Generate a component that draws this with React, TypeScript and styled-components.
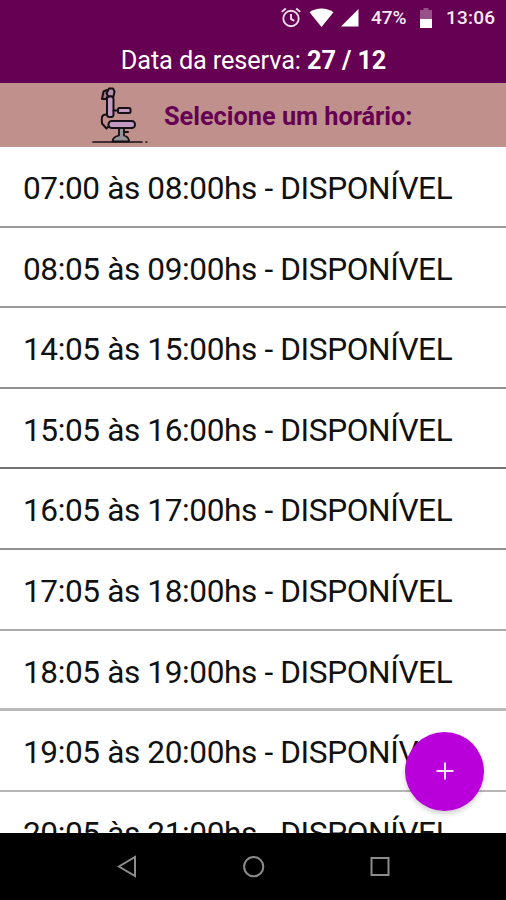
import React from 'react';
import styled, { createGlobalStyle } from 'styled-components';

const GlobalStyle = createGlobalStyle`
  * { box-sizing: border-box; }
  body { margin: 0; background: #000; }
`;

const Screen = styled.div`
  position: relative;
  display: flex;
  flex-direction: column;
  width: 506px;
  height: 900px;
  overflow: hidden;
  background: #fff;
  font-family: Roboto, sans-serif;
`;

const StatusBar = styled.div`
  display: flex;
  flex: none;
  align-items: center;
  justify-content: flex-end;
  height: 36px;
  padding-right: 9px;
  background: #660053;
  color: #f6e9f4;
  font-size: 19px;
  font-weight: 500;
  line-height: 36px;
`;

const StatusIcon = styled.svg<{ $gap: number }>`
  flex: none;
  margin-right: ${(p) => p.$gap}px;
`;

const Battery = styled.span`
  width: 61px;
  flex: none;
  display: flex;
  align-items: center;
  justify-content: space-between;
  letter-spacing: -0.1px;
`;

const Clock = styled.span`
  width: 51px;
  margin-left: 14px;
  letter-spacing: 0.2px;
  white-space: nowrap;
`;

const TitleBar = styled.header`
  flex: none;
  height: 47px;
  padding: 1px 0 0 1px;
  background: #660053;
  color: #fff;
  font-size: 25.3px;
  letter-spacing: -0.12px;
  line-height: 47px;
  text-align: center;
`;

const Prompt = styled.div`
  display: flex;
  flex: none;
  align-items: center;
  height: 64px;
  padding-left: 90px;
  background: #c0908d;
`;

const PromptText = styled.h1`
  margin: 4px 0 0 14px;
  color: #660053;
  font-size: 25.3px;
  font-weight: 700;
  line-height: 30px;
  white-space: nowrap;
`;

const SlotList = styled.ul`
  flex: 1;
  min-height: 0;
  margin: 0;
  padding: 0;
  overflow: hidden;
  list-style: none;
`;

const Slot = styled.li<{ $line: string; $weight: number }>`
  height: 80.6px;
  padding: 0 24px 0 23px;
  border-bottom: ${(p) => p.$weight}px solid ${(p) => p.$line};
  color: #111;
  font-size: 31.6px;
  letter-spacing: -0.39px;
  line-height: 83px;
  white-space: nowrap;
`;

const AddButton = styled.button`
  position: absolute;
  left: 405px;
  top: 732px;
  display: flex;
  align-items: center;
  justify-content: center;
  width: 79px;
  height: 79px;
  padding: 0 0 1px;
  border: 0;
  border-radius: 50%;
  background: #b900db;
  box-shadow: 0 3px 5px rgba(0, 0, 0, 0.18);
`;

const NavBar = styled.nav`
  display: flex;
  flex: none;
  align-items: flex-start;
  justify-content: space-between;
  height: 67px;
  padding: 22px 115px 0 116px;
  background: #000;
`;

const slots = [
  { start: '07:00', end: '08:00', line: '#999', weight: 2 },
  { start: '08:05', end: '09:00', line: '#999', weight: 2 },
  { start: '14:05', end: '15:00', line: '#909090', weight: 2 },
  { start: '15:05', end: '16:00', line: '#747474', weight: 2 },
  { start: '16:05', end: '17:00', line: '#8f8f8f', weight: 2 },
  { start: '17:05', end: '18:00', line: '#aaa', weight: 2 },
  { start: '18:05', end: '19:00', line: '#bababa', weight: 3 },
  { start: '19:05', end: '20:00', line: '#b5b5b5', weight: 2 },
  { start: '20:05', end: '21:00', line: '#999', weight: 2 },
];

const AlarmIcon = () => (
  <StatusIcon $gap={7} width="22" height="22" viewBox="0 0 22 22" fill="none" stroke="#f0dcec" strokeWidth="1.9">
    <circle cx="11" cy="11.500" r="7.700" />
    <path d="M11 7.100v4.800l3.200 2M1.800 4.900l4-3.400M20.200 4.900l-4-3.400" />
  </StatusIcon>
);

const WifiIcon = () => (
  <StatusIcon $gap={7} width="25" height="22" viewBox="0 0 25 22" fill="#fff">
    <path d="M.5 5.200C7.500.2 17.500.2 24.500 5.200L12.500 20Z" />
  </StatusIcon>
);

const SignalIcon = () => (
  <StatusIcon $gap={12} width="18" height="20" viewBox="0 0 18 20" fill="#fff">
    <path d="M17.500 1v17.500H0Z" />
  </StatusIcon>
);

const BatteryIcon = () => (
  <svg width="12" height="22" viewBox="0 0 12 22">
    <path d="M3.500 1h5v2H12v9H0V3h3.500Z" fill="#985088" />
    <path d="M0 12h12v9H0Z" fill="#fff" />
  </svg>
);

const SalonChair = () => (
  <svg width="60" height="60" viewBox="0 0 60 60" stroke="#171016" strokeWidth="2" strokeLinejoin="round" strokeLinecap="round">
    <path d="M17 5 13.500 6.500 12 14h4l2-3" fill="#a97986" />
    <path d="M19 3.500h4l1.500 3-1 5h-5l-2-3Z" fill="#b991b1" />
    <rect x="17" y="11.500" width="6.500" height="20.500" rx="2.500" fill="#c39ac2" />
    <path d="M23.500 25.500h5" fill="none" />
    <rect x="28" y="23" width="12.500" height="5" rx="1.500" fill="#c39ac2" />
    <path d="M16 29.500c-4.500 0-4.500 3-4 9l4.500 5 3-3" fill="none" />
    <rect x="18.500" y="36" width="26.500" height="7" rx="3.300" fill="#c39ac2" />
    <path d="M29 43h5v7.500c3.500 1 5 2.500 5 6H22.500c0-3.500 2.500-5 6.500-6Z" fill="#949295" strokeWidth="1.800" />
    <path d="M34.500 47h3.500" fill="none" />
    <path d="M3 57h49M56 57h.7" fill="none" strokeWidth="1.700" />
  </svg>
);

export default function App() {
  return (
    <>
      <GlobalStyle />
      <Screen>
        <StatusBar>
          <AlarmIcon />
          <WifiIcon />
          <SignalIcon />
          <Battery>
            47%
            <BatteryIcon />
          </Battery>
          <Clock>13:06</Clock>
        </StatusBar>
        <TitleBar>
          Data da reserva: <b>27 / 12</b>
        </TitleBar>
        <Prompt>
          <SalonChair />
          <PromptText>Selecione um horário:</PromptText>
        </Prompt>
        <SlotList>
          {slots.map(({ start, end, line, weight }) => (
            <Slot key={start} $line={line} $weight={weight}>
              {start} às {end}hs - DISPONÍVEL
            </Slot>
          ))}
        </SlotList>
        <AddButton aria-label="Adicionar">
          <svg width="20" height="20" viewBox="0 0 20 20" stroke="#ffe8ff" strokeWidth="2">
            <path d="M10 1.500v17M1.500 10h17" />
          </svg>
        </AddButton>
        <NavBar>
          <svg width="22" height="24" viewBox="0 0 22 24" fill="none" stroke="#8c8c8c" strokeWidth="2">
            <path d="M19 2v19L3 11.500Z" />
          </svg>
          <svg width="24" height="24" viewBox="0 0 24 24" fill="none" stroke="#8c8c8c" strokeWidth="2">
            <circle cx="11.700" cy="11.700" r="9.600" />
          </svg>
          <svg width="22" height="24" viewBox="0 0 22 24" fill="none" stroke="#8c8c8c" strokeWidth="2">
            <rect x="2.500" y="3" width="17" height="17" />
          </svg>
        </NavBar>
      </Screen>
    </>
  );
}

........

§ **What the task asks**:
From the material above, reproduce everything verbatim except the pictures.

§ **Exercise output**:
Generate a component that draws this with React, TypeScript and styled-components.
import React from 'react';
import styled, { createGlobalStyle } from 'styled-components';

const GlobalStyle = createGlobalStyle`
  * { box-sizing: border-box; }
  body { margin: 0; background: #000; }
`;

const Screen = styled.div`
  position: relative;
  display: flex;
  flex-direction: column;
  width: 506px;
  height: 900px;
  overflow: hidden;
  background: #fff;
  font-family: Roboto, sans-serif;
`;

const StatusBar = styled.div`
  display: flex;
  flex: none;
  align-items: center;
  justify-content: flex-end;
  height: 36px;
  padding-right: 9px;
  background: #660053;
  color: #f6e9f4;
  font-size: 19px;
  font-weight: 500;
  line-height: 36px;
`;

const StatusIcon = styled.svg<{ $gap: number }>`
  flex: none;
  margin-right: ${(p) => p.$gap}px;
`;

const Battery = styled.span`
  width: 61px;
  flex: none;
  display: flex;
  align-items: center;
  justify-content: space-between;
  letter-spacing: -0.1px;
`;

const Clock = styled.span`
  width: 51px;
  margin-left: 14px;
  letter-spacing: 0.2px;
  white-space: nowrap;
`;

const TitleBar = styled.header`
  flex: none;
  height: 47px;
  padding: 1px 0 0 1px;
  background: #660053;
  color: #fff;
  font-size: 25.3px;
  letter-spacing: -0.12px;
  line-height: 47px;
  text-align: center;
`;

const Prompt = styled.div`
  display: flex;
  flex: none;
  align-items: center;
  height: 64px;
  padding-left: 90px;
  background: #c0908d;
`;

const PromptText = styled.h1`
  margin: 4px 0 0 14px;
  color: #660053;
  font-size: 25.3px;
  font-weight: 700;
  line-height: 30px;
  white-space: nowrap;
`;

const SlotList = styled.ul`
  flex: 1;
  min-height: 0;
  margin: 0;
  padding: 0;
  overflow: hidden;
  list-style: none;
`;

const Slot = styled.li<{ $line: string; $weight: number }>`
  height: 80.6px;
  padding: 0 24px 0 23px;
  border-bottom: ${(p) => p.$weight}px solid ${(p) => p.$line};
  color: #111;
  font-size: 31.6px;
  letter-spacing: -0.39px;
  line-height: 83px;
  white-space: nowrap;
`;

const AddButton = styled.button`
  position: absolute;
  left: 405px;
  top: 732px;
  display: flex;
  align-items: center;
  justify-content: center;
  width: 79px;
  height: 79px;
  padding: 0 0 1px;
  border: 0;
  border-radius: 50%;
  background: #b900db;
  box-shadow: 0 3px 5px rgba(0, 0, 0, 0.18);
`;

const NavBar = styled.nav`
  display: flex;
  flex: none;
  align-items: flex-start;
  justify-content: space-between;
  height: 67px;
  padding: 22px 115px 0 116px;
  background: #000;
`;

const slots = [
  { start: '07:00', end: '08:00', line: '#999', weight: 2 },
  { start: '08:05', end: '09:00', line: '#999', weight: 2 },
  { start: '14:05', end: '15:00', line: '#909090', weight: 2 },
  { start: '15:05', end: '16:00', line: '#747474', weight: 2 },
  { start: '16:05', end: '17:00', line: '#8f8f8f', weight: 2 },
  { start: '17:05', end: '18:00', line: '#aaa', weight: 2 },
  { start: '18:05', end: '19:00', line: '#bababa', weight: 3 },
  { start: '19:05', end: '20:00', line: '#b5b5b5', weight: 2 },
  { start: '20:05', end: '21:00', line: '#999', weight: 2 },
];

const AlarmIcon = () => (
  <StatusIcon $gap={7} width="22" height="22" viewBox="0 0 22 22" fill="none" stroke="#f0dcec" strokeWidth="1.9">
    <circle cx="11" cy="11.500" r="7.700" />
    <path d="M11 7.100v4.800l3.200 2M1.800 4.900l4-3.400M20.200 4.900l-4-3.400" />
  </StatusIcon>
);

const WifiIcon = () => (
  <StatusIcon $gap={7} width="25" height="22" viewBox="0 0 25 22" fill="#fff">
    <path d="M.5 5.200C7.500.2 17.500.2 24.500 5.200L12.500 20Z" />
  </StatusIcon>
);

const SignalIcon = () => (
  <StatusIcon $gap={12} width="18" height="20" viewBox="0 0 18 20" fill="#fff">
    <path d="M17.500 1v17.500H0Z" />
  </StatusIcon>
);

const BatteryIcon = () => (
  <svg width="12" height="22" viewBox="0 0 12 22">
    <path d="M3.500 1h5v2H12v9H0V3h3.500Z" fill="#985088" />
    <path d="M0 12h12v9H0Z" fill="#fff" />
  </svg>
);

const SalonChair = () => (
  <svg width="60" height="60" viewBox="0 0 60 60" stroke="#171016" strokeWidth="2" strokeLinejoin="round" strokeLinecap="round">
    <path d="M17 5 13.500 6.500 12 14h4l2-3" fill="#a97986" />
    <path d="M19 3.500h4l1.500 3-1 5h-5l-2-3Z" fill="#b991b1" />
    <rect x="17" y="11.500" width="6.500" height="20.500" rx="2.500" fill="#c39ac2" />
    <path d="M23.500 25.500h5" fill="none" />
    <rect x="28" y="23" width="12.500" height="5" rx="1.500" fill="#c39ac2" />
    <path d="M16 29.500c-4.500 0-4.500 3-4 9l4.500 5 3-3" fill="none" />
    <rect x="18.500" y="36" width="26.500" height="7" rx="3.300" fill="#c39ac2" />
    <path d="M29 43h5v7.500c3.500 1 5 2.500 5 6H22.500c0-3.500 2.500-5 6.500-6Z" fill="#949295" strokeWidth="1.800" />
    <path d="M34.500 47h3.500" fill="none" />
    <path d="M3 57h49M56 57h.7" fill="none" strokeWidth="1.700" />
  </svg>
);

export default function App() {
  return (
    <>
      <GlobalStyle />
      <Screen>
        <StatusBar>
          <AlarmIcon />
          <WifiIcon />
          <SignalIcon />
          <Battery>
            47%
            <BatteryIcon />
          </Battery>
          <Clock>13:06</Clock>
        </StatusBar>
        <TitleBar>
          Data da reserva: <b>27 / 12</b>
        </TitleBar>
        <Prompt>
          <SalonChair />
          <PromptText>Selecione um horário:</PromptText>
        </Prompt>
        <SlotList>
          {slots.map(({ start, end, line, weight }) => (
            <Slot key={start} $line={line} $weight={weight}>
              {start} às {end}hs - DISPONÍVEL
            </Slot>
          ))}
        </SlotList>
        <AddButton aria-label="Adicionar">
          <svg width="20" height="20" viewBox="0 0 20 20" stroke="#ffe8ff" strokeWidth="2">
            <path d="M10 1.500v17M1.500 10h17" />
          </svg>
        </AddButton>
        <NavBar>
          <svg width="22" height="24" viewBox="0 0 22 24" fill="none" stroke="#8c8c8c" strokeWidth="2">
            <path d="M19 2v19L3 11.500Z" />
          </svg>
          <svg width="24" height="24" viewBox="0 0 24 24" fill="none" stroke="#8c8c8c" strokeWidth="2">
            <circle cx="11.700" cy="11.700" r="9.600" />
          </svg>
          <svg width="22" height="24" viewBox="0 0 22 24" fill="none" stroke="#8c8c8c" strokeWidth="2">
            <rect x="2.500" y="3" width="17" height="17" />
          </svg>
        </NavBar>
      </Screen>
    </>
  );
}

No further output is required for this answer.